» Objective
Give every line back verbatim, dropping all images.

» Source data
•••
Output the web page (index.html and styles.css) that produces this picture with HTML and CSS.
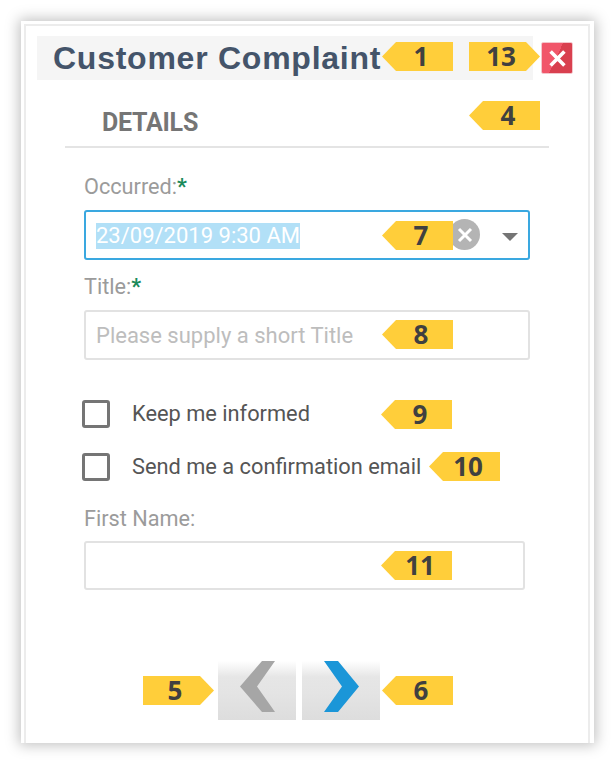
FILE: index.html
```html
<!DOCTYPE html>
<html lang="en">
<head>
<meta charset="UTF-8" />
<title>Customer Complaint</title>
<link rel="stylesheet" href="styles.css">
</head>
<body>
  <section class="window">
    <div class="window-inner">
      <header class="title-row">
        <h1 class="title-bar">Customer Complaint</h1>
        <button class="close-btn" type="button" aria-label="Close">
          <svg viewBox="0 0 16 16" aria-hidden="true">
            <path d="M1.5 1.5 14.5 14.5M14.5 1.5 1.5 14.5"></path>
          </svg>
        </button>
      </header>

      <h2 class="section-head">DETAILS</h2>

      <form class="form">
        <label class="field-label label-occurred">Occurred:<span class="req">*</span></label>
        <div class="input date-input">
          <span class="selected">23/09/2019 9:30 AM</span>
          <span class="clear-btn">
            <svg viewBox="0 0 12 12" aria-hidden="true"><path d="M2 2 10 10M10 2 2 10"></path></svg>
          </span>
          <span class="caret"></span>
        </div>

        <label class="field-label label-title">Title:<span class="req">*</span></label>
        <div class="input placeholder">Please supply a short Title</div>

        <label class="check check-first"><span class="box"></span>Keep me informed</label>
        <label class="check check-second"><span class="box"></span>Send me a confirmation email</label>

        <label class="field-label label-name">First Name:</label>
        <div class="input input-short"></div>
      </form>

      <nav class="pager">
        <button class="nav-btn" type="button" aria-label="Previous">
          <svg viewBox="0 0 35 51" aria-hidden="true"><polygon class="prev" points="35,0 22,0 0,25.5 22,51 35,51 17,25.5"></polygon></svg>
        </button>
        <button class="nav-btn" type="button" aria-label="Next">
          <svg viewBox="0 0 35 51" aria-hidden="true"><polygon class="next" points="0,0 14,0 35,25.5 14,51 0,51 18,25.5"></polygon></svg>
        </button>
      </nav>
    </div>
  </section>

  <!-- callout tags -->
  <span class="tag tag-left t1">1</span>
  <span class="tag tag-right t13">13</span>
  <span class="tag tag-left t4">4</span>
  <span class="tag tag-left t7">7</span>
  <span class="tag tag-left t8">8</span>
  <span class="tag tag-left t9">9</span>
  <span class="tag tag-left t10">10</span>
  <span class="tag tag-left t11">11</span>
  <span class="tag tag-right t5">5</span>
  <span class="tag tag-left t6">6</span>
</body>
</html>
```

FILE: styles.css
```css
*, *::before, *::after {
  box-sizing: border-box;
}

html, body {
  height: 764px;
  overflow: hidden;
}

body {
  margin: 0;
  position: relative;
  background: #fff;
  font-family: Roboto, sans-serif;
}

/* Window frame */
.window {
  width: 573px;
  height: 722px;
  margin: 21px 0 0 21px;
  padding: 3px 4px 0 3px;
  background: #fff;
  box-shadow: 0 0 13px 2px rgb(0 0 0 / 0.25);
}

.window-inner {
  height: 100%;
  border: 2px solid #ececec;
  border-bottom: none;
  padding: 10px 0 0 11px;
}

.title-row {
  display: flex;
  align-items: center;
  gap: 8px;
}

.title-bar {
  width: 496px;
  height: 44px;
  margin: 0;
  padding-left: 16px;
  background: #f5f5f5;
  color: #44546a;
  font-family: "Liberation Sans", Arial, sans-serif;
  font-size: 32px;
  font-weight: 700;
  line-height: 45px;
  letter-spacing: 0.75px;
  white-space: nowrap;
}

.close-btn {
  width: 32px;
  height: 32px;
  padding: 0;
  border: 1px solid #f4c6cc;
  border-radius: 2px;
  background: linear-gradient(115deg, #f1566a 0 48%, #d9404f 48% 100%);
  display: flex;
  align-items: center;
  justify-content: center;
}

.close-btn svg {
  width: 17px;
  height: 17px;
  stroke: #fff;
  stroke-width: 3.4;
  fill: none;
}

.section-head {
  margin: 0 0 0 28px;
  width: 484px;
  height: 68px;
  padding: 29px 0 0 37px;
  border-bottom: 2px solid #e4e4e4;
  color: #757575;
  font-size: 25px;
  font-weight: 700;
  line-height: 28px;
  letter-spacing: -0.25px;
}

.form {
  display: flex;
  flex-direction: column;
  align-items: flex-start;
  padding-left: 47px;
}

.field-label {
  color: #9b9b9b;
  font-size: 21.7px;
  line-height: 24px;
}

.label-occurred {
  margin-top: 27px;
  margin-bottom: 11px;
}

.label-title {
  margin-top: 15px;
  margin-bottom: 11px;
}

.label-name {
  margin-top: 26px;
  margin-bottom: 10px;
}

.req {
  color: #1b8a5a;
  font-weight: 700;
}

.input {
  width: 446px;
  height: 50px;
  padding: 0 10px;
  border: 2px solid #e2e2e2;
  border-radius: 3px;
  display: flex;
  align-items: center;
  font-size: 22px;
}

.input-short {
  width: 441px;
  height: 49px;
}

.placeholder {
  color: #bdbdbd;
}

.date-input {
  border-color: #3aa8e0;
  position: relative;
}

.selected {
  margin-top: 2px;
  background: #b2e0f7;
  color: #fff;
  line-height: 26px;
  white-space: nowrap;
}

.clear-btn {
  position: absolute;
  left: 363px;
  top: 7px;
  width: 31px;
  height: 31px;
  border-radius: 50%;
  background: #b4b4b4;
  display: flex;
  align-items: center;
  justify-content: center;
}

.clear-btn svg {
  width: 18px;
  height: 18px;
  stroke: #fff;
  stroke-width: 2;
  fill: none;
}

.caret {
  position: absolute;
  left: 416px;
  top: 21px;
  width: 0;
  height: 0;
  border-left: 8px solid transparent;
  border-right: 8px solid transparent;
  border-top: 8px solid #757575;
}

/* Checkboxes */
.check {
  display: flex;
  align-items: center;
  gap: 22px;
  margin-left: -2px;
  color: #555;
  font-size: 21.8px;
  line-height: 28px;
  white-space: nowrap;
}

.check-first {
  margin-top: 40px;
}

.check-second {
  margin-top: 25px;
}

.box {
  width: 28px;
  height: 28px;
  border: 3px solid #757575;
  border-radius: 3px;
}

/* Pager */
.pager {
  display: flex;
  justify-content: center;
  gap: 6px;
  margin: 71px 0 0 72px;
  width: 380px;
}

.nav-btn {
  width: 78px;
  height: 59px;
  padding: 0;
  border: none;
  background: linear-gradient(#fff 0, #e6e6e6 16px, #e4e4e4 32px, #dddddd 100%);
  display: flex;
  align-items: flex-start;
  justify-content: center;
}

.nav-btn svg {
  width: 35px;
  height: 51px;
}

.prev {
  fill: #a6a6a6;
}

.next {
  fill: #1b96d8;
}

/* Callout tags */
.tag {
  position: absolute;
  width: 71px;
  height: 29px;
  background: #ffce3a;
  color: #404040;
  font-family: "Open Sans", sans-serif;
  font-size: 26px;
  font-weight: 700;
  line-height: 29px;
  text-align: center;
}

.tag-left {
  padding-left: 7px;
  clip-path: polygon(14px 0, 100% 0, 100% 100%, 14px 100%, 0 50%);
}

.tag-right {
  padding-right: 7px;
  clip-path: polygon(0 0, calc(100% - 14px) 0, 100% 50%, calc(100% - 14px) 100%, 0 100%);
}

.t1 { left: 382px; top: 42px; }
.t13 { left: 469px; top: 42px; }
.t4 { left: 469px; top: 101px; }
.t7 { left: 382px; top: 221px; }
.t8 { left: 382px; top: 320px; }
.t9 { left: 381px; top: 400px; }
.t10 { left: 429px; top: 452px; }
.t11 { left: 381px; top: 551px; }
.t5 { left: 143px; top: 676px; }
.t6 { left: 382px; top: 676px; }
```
•••
» Correct result
Output the web page (index.html and styles.css) that produces this picture with HTML and CSS.
FILE: index.html
```html
<!DOCTYPE html>
<html lang="en">
<head>
<meta charset="UTF-8" />
<title>Customer Complaint</title>
<link rel="stylesheet" href="styles.css">
</head>
<body>
  <section class="window">
    <div class="window-inner">
      <header class="title-row">
        <h1 class="title-bar">Customer Complaint</h1>
        <button class="close-btn" type="button" aria-label="Close">
          <svg viewBox="0 0 16 16" aria-hidden="true">
            <path d="M1.5 1.5 14.5 14.5M14.5 1.5 1.5 14.5"></path>
          </svg>
        </button>
      </header>

      <h2 class="section-head">DETAILS</h2>

      <form class="form">
        <label class="field-label label-occurred">Occurred:<span class="req">*</span></label>
        <div class="input date-input">
          <span class="selected">23/09/2019 9:30 AM</span>
          <span class="clear-btn">
            <svg viewBox="0 0 12 12" aria-hidden="true"><path d="M2 2 10 10M10 2 2 10"></path></svg>
          </span>
          <span class="caret"></span>
        </div>

        <label class="field-label label-title">Title:<span class="req">*</span></label>
        <div class="input placeholder">Please supply a short Title</div>

        <label class="check check-first"><span class="box"></span>Keep me informed</label>
        <label class="check check-second"><span class="box"></span>Send me a confirmation email</label>

        <label class="field-label label-name">First Name:</label>
        <div class="input input-short"></div>
      </form>

      <nav class="pager">
        <button class="nav-btn" type="button" aria-label="Previous">
          <svg viewBox="0 0 35 51" aria-hidden="true"><polygon class="prev" points="35,0 22,0 0,25.5 22,51 35,51 17,25.5"></polygon></svg>
        </button>
        <button class="nav-btn" type="button" aria-label="Next">
          <svg viewBox="0 0 35 51" aria-hidden="true"><polygon class="next" points="0,0 14,0 35,25.5 14,51 0,51 18,25.5"></polygon></svg>
        </button>
      </nav>
    </div>
  </section>

  <!-- callout tags -->
  <span class="tag tag-left t1">1</span>
  <span class="tag tag-right t13">13</span>
  <span class="tag tag-left t4">4</span>
  <span class="tag tag-left t7">7</span>
  <span class="tag tag-left t8">8</span>
  <span class="tag tag-left t9">9</span>
  <span class="tag tag-left t10">10</span>
  <span class="tag tag-left t11">11</span>
  <span class="tag tag-right t5">5</span>
  <span class="tag tag-left t6">6</span>
</body>
</html>
```

FILE: styles.css
```css
*, *::before, *::after {
  box-sizing: border-box;
}

html, body {
  height: 764px;
  overflow: hidden;
}

body {
  margin: 0;
  position: relative;
  background: #fff;
  font-family: Roboto, sans-serif;
}

/* Window frame */
.window {
  width: 573px;
  height: 722px;
  margin: 21px 0 0 21px;
  padding: 3px 4px 0 3px;
  background: #fff;
  box-shadow: 0 0 13px 2px rgb(0 0 0 / 0.25);
}

.window-inner {
  height: 100%;
  border: 2px solid #ececec;
  border-bottom: none;
  padding: 10px 0 0 11px;
}

.title-row {
  display: flex;
  align-items: center;
  gap: 8px;
}

.title-bar {
  width: 496px;
  height: 44px;
  margin: 0;
  padding-left: 16px;
  background: #f5f5f5;
  color: #44546a;
  font-family: "Liberation Sans", Arial, sans-serif;
  font-size: 32px;
  font-weight: 700;
  line-height: 45px;
  letter-spacing: 0.75px;
  white-space: nowrap;
}

.close-btn {
  width: 32px;
  height: 32px;
  padding: 0;
  border: 1px solid #f4c6cc;
  border-radius: 2px;
  background: linear-gradient(115deg, #f1566a 0 48%, #d9404f 48% 100%);
  display: flex;
  align-items: center;
  justify-content: center;
}

.close-btn svg {
  width: 17px;
  height: 17px;
  stroke: #fff;
  stroke-width: 3.4;
  fill: none;
}

.section-head {
  margin: 0 0 0 28px;
  width: 484px;
  height: 68px;
  padding: 29px 0 0 37px;
  border-bottom: 2px solid #e4e4e4;
  color: #757575;
  font-size: 25px;
  font-weight: 700;
  line-height: 28px;
  letter-spacing: -0.25px;
}

.form {
  display: flex;
  flex-direction: column;
  align-items: flex-start;
  padding-left: 47px;
}

.field-label {
  color: #9b9b9b;
  font-size: 21.7px;
  line-height: 24px;
}

.label-occurred {
  margin-top: 27px;
  margin-bottom: 11px;
}

.label-title {
  margin-top: 15px;
  margin-bottom: 11px;
}

.label-name {
  margin-top: 26px;
  margin-bottom: 10px;
}

.req {
  color: #1b8a5a;
  font-weight: 700;
}

.input {
  width: 446px;
  height: 50px;
  padding: 0 10px;
  border: 2px solid #e2e2e2;
  border-radius: 3px;
  display: flex;
  align-items: center;
  font-size: 22px;
}

.input-short {
  width: 441px;
  height: 49px;
}

.placeholder {
  color: #bdbdbd;
}

.date-input {
  border-color: #3aa8e0;
  position: relative;
}

.selected {
  margin-top: 2px;
  background: #b2e0f7;
  color: #fff;
  line-height: 26px;
  white-space: nowrap;
}

.clear-btn {
  position: absolute;
  left: 363px;
  top: 7px;
  width: 31px;
  height: 31px;
  border-radius: 50%;
  background: #b4b4b4;
  display: flex;
  align-items: center;
  justify-content: center;
}

.clear-btn svg {
  width: 18px;
  height: 18px;
  stroke: #fff;
  stroke-width: 2;
  fill: none;
}

.caret {
  position: absolute;
  left: 416px;
  top: 21px;
  width: 0;
  height: 0;
  border-left: 8px solid transparent;
  border-right: 8px solid transparent;
  border-top: 8px solid #757575;
}

/* Checkboxes */
.check {
  display: flex;
  align-items: center;
  gap: 22px;
  margin-left: -2px;
  color: #555;
  font-size: 21.8px;
  line-height: 28px;
  white-space: nowrap;
}

.check-first {
  margin-top: 40px;
}

.check-second {
  margin-top: 25px;
}

.box {
  width: 28px;
  height: 28px;
  border: 3px solid #757575;
  border-radius: 3px;
}

/* Pager */
.pager {
  display: flex;
  justify-content: center;
  gap: 6px;
  margin: 71px 0 0 72px;
  width: 380px;
}

.nav-btn {
  width: 78px;
  height: 59px;
  padding: 0;
  border: none;
  background: linear-gradient(#fff 0, #e6e6e6 16px, #e4e4e4 32px, #dddddd 100%);
  display: flex;
  align-items: flex-start;
  justify-content: center;
}

.nav-btn svg {
  width: 35px;
  height: 51px;
}

.prev {
  fill: #a6a6a6;
}

.next {
  fill: #1b96d8;
}

/* Callout tags */
.tag {
  position: absolute;
  width: 71px;
  height: 29px;
  background: #ffce3a;
  color: #404040;
  font-family: "Open Sans", sans-serif;
  font-size: 26px;
  font-weight: 700;
  line-height: 29px;
  text-align: center;
}

.tag-left {
  padding-left: 7px;
  clip-path: polygon(14px 0, 100% 0, 100% 100%, 14px 100%, 0 50%);
}

.tag-right {
  padding-right: 7px;
  clip-path: polygon(0 0, calc(100% - 14px) 0, 100% 50%, calc(100% - 14px) 100%, 0 100%);
}

.t1 { left: 382px; top: 42px; }
.t13 { left: 469px; top: 42px; }
.t4 { left: 469px; top: 101px; }
.t7 { left: 382px; top: 221px; }
.t8 { left: 382px; top: 320px; }
.t9 { left: 381px; top: 400px; }
.t10 { left: 429px; top: 452px; }
.t11 { left: 381px; top: 551px; }
.t5 { left: 143px; top: 676px; }
.t6 { left: 382px; top: 676px; }
```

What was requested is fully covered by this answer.